#### Records supplied

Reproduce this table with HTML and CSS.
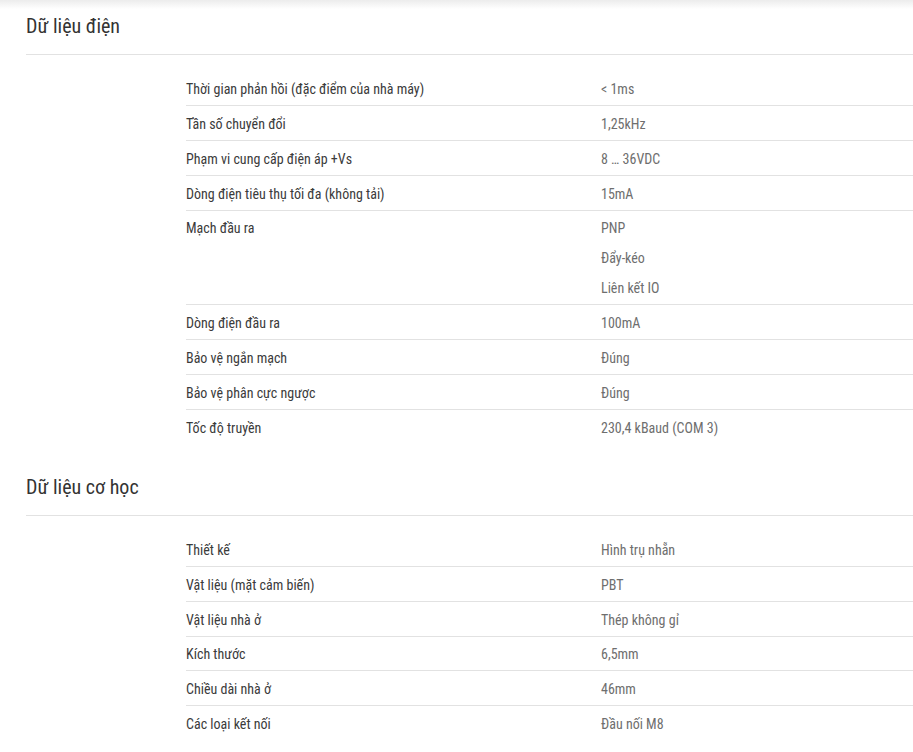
FILE: index.html
```html
<!DOCTYPE html>
<html lang="vi">
<head>
<meta charset="utf-8">
<link rel="stylesheet" href="styles.css">
</head>
<body>
<div class="page">
  <section class="sect">
    <h2 class="sect-title">Dữ liệu điện</h2>
    <div class="table">
      <div class="row"><div class="lbl">Thời gian phản hồi (đặc điểm của nhà máy)</div><div class="val"><div>&lt; 1ms</div></div></div>
      <div class="row"><div class="lbl">Tần số chuyển đổi</div><div class="val"><div>1,25kHz</div></div></div>
      <div class="row"><div class="lbl">Phạm vi cung cấp điện áp +Vs</div><div class="val"><div>8 … 36VDC</div></div></div>
      <div class="row"><div class="lbl">Dòng điện tiêu thụ tối đa (không tải)</div><div class="val"><div>15mA</div></div></div>
      <div class="row"><div class="lbl">Mạch đầu ra</div><div class="val"><div>PNP</div><div>Đẩy-kéo</div><div>Liên kết IO</div></div></div>
      <div class="row"><div class="lbl">Dòng điện đầu ra</div><div class="val"><div>100mA</div></div></div>
      <div class="row"><div class="lbl">Bảo vệ ngắn mạch</div><div class="val"><div>Đúng</div></div></div>
      <div class="row"><div class="lbl">Bảo vệ phân cực ngược</div><div class="val"><div>Đúng</div></div></div>
      <div class="row"><div class="lbl">Tốc độ truyền</div><div class="val"><div>230,4 kBaud (COM 3)</div></div></div>
    </div>
  </section>
  <section class="sect">
    <h2 class="sect-title">Dữ liệu cơ học</h2>
    <div class="table">
      <div class="row"><div class="lbl">Thiết kế</div><div class="val"><div>Hình trụ nhẵn</div></div></div>
      <div class="row"><div class="lbl">Vật liệu (mặt cảm biến)</div><div class="val"><div>PBT</div></div></div>
      <div class="row"><div class="lbl">Vật liệu nhà ở</div><div class="val"><div>Thép không gỉ</div></div></div>
      <div class="row"><div class="lbl">Kích thước</div><div class="val"><div>6,5mm</div></div></div>
      <div class="row"><div class="lbl">Chiều dài nhà ở</div><div class="val"><div>46mm</div></div></div>
      <div class="row"><div class="lbl">Các loại kết nối</div><div class="val"><div>Đầu nối M8</div></div></div>
    </div>
  </section>
</div>
</body>
</html>
```

FILE: styles.css
```css
html, body {
  margin: 0;
  padding: 0;
  background: #fff;
}
body {
  font-family: "Roboto Condensed", Roboto, "Liberation Sans", sans-serif;
  color: #333;
  overflow: hidden;
}
.page {
  padding-left: 26px;
  background: linear-gradient(to bottom, #ececec 0, #fff 9px) no-repeat;
  background-size: 100% 10px;
  min-height: 752px;
}
.sect {
  padding-top: 12px;
}
.sect + .sect {
  padding-top: 29px;
}
.sect-title {
  margin: 0;
  font-size: 20px;
  font-weight: 400;
  line-height: 28px;
  color: #333;
  padding-bottom: 14px;
  border-bottom: 1px solid #e2e2e2;
}
.table {
  padding-top: 16px;
  padding-left: 160px;
}
.row {
  display: flex;
  font-size: 14px;
  line-height: 30px;
  padding: 2.875px 0 1px;
  border-bottom: 1px solid #e2e2e2;
}
.row:last-child {
  border-bottom: none;
}
.lbl {
  width: 415px;
  flex: none;
  color: #3b3b3b;
}
.val {
  color: #6e6e6e;
}
```
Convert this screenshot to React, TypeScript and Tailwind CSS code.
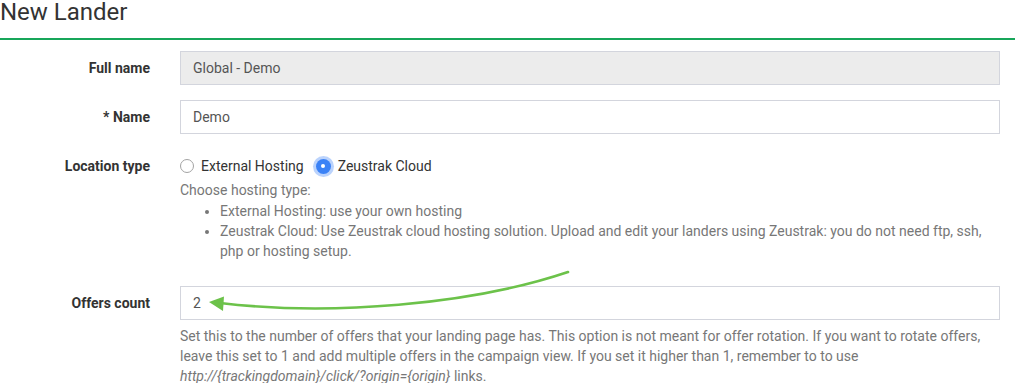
import React from "react";

const font = { fontFamily: "Roboto, 'Noto Sans', Arial, sans-serif" };

function Label({ children }: { children: React.ReactNode }) {
  return (
    <div className="text-right text-[14px] font-bold text-[#333] leading-[20px]">{children}</div>
  );
}

export default function App() {
  return (
    <div className="relative w-[1015px] h-[383px] overflow-hidden bg-white" style={font}>
      <div className="h-[40px] border-b-2 border-[#18a65a]">
        <h1 className="text-[24px] leading-[24px] font-normal text-[#333]">New Lander</h1>
      </div>

      <div className="pr-[15px]">
        <div className="mt-[11px] grid grid-cols-[150px_1fr] gap-x-[30px] items-center">
          <Label>Full name</Label>
          <div className="h-[34px] border border-[#d3d5dd] bg-[#ececec] px-[12px] flex items-center text-[14px] text-[#555]">
            Global - Demo
          </div>
        </div>

        <div className="mt-[15px] grid grid-cols-[150px_1fr] gap-x-[30px] items-center">
          <Label>* Name</Label>
          <div className="h-[34px] border border-[#d3d5dd] bg-white px-[12px] flex items-center text-[14px] text-[#555]">
            Demo
          </div>
        </div>

        <div className="mt-[22px] grid grid-cols-[150px_1fr] gap-x-[30px] items-start">
          <Label>Location type</Label>
          <div>
            <div className="h-[20px] flex items-center text-[14px] text-[#333]">
              <span className="w-[14px] h-[14px] rounded-full border border-[#a3a3a3] bg-white"></span>
              <span className="ml-[7px]">External Hosting</span>
              <span className="ml-[12px] w-[15px] h-[15px] rounded-full bg-[#3b82f6] shadow-[0_0_0_3px_rgba(59,130,246,0.35)] flex items-center justify-center">
                <span className="w-[4px] h-[4px] rounded-full bg-white"></span>
              </span>
              <span className="ml-[7px]">Zeustrak Cloud</span>
            </div>
            <div className="mt-[4px] text-[14px] leading-[20px] text-[#777]">
              <div>Choose hosting type:</div>
              <ul className="mt-[1px] list-disc pl-[40px]">
                <li>External Hosting: use your own hosting</li>
                <li>
                  Zeustrak Cloud: Use Zeustrak cloud hosting solution. Upload and edit your landers using Zeustrak: you do not need ftp, ssh, php or hosting setup.
                </li>
              </ul>
            </div>
          </div>
        </div>

        <div className="mt-[25px] grid grid-cols-[150px_1fr] gap-x-[30px] items-center">
          <Label>Offers count</Label>
          <div className="h-[34px] border border-[#d3d5dd] bg-white px-[12px] flex items-center text-[14px] text-[#555]">
            2
          </div>
        </div>
        <div className="grid grid-cols-[150px_1fr] gap-x-[30px]">
          <div></div>
          <div className="mt-[6px] text-[14px] leading-[20px] text-[#777]">
            Set this to the number of offers that your landing page has. This option is not meant for offer rotation. If you want to rotate offers, leave this set to 1 and add multiple offers in the campaign view. If you set it higher than 1, remember to to use{" "}
            <i>http://{"{trackingdomain}"}/click/?origin={"{origin}"}</i> links.
          </div>
        </div>
      </div>

      <svg className="absolute left-0 top-0 pointer-events-none" width="1015" height="383" viewBox="0 0 1015 383">
        <path d="M568 272 C 470 305, 330 316, 220 303" fill="none" stroke="#6cc24a" strokeWidth="2.6" strokeLinecap="round" />
        <polygon points="209,302 224,296.5 223,311" fill="#6cc24a" />
      </svg>
    </div>
  );
}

########

__What is needed__
Within the listing above, work out how many lines contain the string "this", and reply with that number only.

__Problem solution__
3